Now, after 26 years in the Congress, Gephardt is an accomplished lawmaker and leader in the Democratic Party. Passionately committed to raising the level of debate in American politics, Gephardt has forcefully spoken of the need to put aside the "politics of personal destruction" and instead focus on the issues central to America's future.
In 1989, Gephardt was elected to be the House Democratic Leader. Among his most notable accomplishments was House passage of President Clinton's economic plan to slash the deficit, invest in education, cut taxes for working families and ask the wealthy to pay their fair share.
As the Democratic leader, Gephardt steered this initiative to passage without a single Republican vote. The GOP asserted it was a job killer, but in fact this economic plan led to the single longest economic expansion in history, the highest home ownership ever, the lowest inflation in a generation and over 24 million new jobs.

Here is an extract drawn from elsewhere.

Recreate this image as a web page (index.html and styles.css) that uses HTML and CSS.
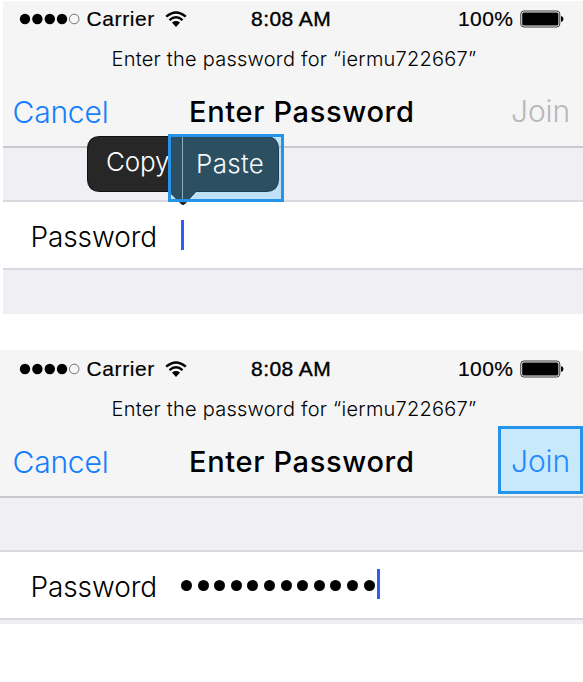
FILE: index.html
```html
<!DOCTYPE html>
<html lang="en">
<head>
<meta charset="utf-8">
<title>Enter Password</title>
<link rel="stylesheet" href="styles.css">
</head>
<body>
<section class="screen screen-first">
  <header class="header">
    <div class="status">
      <svg class="signal" width="62" height="12" viewBox="0 0 62 12"><circle cx="6" cy="6" r="5.2"/><circle cx="18.4" cy="6" r="5.2"/><circle cx="30.8" cy="6" r="5.2"/><circle cx="43" cy="6" r="5.2"/><circle class="empty" cx="55.2" cy="6" r="4.8"/></svg>
      <span class="carrier">Carrier</span>
      <svg class="wifi" width="22" height="17" viewBox="0 0 22 17"><path class="arc" d="M1.2 5.6Q11 -2.8 20.8 5.6M4.5 9.1Q11 3.6 17.5 9.1"/><path d="M7 11.5Q11 8.6 15 11.5L11 16Z"/></svg>
      <span class="time">8:08 AM</span>
      <span class="percent">100%</span>
      <svg class="battery" width="44" height="18" viewBox="0 0 44 18"><rect class="shell" x=".8" y="1" width="39" height="16" rx="3"/><rect x="2.2" y="2.4" width="36.2" height="13.2" rx="1.5"/><path d="M41 6Q43.5 6.5 43.5 9T41 12Z"/></svg>
    </div>
    <p class="prompt">Enter the password for “iermu722667”</p>
    <nav class="nav">
      <span class="cancel">Cancel</span>
      <h1 class="title">Enter Password</h1>
      <span class="join disabled">Join</span>
    </nav>
  </header>
  <div class="field"><span class="label">Password</span><i class="caret"></i></div>
  <div class="menu">
    <svg class="bubble" width="194" height="71" viewBox="0 0 194 71"><path d="M13 .5H179Q191.500 .5 191.500 13V43Q191.500 55.500 179 55.500H109L99 66.500Q96 70.500 93 66.500L82 55.500H13Q.5 55.500 .5 43V13Q.5 .5 13 .5Z"/></svg>
    <span class="copy">Copy</span>
    <div class="highlight"></div>
    <i class="divider"></i>
    <span class="paste">Paste</span>
  </div>
</section>
<section class="screen screen-second">
  <header class="header">
    <div class="status">
      <svg class="signal" width="62" height="12" viewBox="0 0 62 12"><circle cx="6" cy="6" r="5.2"/><circle cx="18.4" cy="6" r="5.2"/><circle cx="30.8" cy="6" r="5.2"/><circle cx="43" cy="6" r="5.2"/><circle class="empty" cx="55.2" cy="6" r="4.8"/></svg>
      <span class="carrier">Carrier</span>
      <svg class="wifi" width="22" height="17" viewBox="0 0 22 17"><path class="arc" d="M1.2 5.6Q11 -2.8 20.8 5.6M4.5 9.1Q11 3.6 17.5 9.1"/><path d="M7 11.5Q11 8.6 15 11.5L11 16Z"/></svg>
      <span class="time">8:08 AM</span>
      <span class="percent">100%</span>
      <svg class="battery" width="44" height="18" viewBox="0 0 44 18"><rect class="shell" x=".8" y="1" width="39" height="16" rx="3"/><rect x="2.2" y="2.4" width="36.2" height="13.2" rx="1.5"/><path d="M41 6Q43.5 6.5 43.5 9T41 12Z"/></svg>
    </div>
    <p class="prompt">Enter the password for “iermu722667”</p>
    <nav class="nav">
      <span class="cancel">Cancel</span>
      <h1 class="title">Enter Password</h1>
      <span class="join active">Join</span>
    </nav>
  </header>
  <div class="field"><span class="label">Password</span><span class="dots"><i></i><i></i><i></i><i></i><i></i><i></i><i></i><i></i><i></i><i></i><i></i><i></i></span><i class="caret"></i></div>
</section>
</body>
</html>
```
FILE: styles.css
```css
* { box-sizing: border-box; }
body {
  margin: 0;
  padding-top: 1px;
  background: #fff;
  color: #000;
  font-family: Inter, "Liberation Sans", sans-serif;
  overflow: hidden;
}
.screen {
  position: relative;
  background: #efeff4;
}
.screen-first { height: 313px; margin-left: 3px; --inset: -3px; }
.screen-second { height: 274px; margin-top: 36px; --inset: 0px; }
.header {
  height: 147px;
  background: #f5f5f5;
  border-bottom: 2px solid #c8c8cd;
}
.screen-second .header { height: 148px; padding-top: 1px; }
.status, .nav, .field { display: flex; align-items: center; white-space: nowrap; }
.status {
  height: 36px;
  margin-left: var(--inset);
  padding-left: 19px;
  font: 21px/36px "Liberation Sans", sans-serif;
}
.status svg { flex: none; }
.signal { margin-right: 5.5px; }
.signal .empty { fill: none; stroke: #444; stroke-width: .7; }
.carrier { width: 79px; letter-spacing: .6px; -webkit-text-stroke: .2px #000; }
.wifi { margin-left: -.5px; }
.wifi .arc { fill: none; stroke: #000; stroke-width: 2.4; }
.time { width: 207px; margin-left: 64px; letter-spacing: .45px; -webkit-text-stroke: .4px #000; }
.percent { width: 61px; letter-spacing: .4px; -webkit-text-stroke: .2px #000; }
.battery { margin-left: 1px; }
.battery .shell { fill: none; stroke: #222; stroke-width: .9; }
.prompt {
  width: 380px;
  margin: 7px 0 0 calc(111.500px + var(--inset));
  font-size: 20px;
  font-weight: 300;
  letter-spacing: .24px;
  line-height: 30px;
  white-space: nowrap;
}
.nav { height: 72px; margin-left: var(--inset); padding: 1px 0 0 12px; font-size: 30px; }
.cancel { width: 177px; padding: 2px 0 0 .5px; color: #157efb; font-weight: 300; letter-spacing: -.2px; }
.title { width: 309px; margin: 0; padding-top: 2px; font-size: 29px; font-weight: 500; letter-spacing: .65px; }
.join { width: 85px; height: 68px; margin-top: -2px; padding-left: 13px; line-height: 71px; font-weight: 300; letter-spacing: -.1px; }
.disabled { color: #b8b8b8; }
.active { background: #c8e9fa; border: 3px solid #2693eb; padding-left: 10px; line-height: 65px; color: #2589ff; }
.field {
  height: 70px;
  margin-top: 52px;
  padding-left: calc(30.500px + var(--inset));
  background: #fff;
  border: solid #d9d9df;
  border-width: 2px 0;
}
.label { width: 149.500px; font-size: 28px; font-weight: 300; letter-spacing: -.1px; padding-top: 4px; }
.caret { width: 3px; height: 30px; background: #315cf6; margin: 0 0 1px 1px; }
.dots { display: flex; gap: 5.6px; margin-left: 1px; }
.dots i { width: 11px; height: 11px; border-radius: 50%; background: #000; }
.dots + .caret { margin: 0 0 2px 2px; }
.menu {
  position: absolute;
  left: 84px;
  top: 135px;
  width: 197px;
  height: 71px;
  color: #fff;
  font-size: 26px;
  font-weight: 300;
}
.bubble { position: absolute; left: 0; top: 0; fill: #272727; stroke: #111; }
.copy, .paste { position: absolute; top: 9px; line-height: 34px; }
.copy { left: 19px; letter-spacing: -.2px; }
.paste { left: 109px; top: 11px; color: #f4fafc; letter-spacing: .3px; }
.highlight {
  position: absolute;
  left: 81px;
  top: -2px;
  width: 116px;
  height: 68px;
  background: rgba(60, 190, 255, .27);
  border: 3px solid #2693eb;
}
.divider { position: absolute; left: 95px; top: 1px; width: 1px; height: 62px; background: #91abb8; }
```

Gephardt has also used his leadership role in the U.S. Congress to: Raise the minimum wage, defeat Republican efforts to roll back affirmative action, pass the McCain-Feingold campaign finance reform legislation, include labor and environmental standards in U.S. trade agreements, block White House efforts to roll back arsenic standards in drinking water, win passage of environmental legislation to clean up Brownfield sites, secure protections for family farms
A fiercely loyal Cardinals fan and Rams booster, Gephardt is an avid sports enthusiast. He has been married to Jane Gephardt for 36 years, and they are the parents of three children: Matt, a software developer; Chrissy, a social worker; and Kate, a teacher.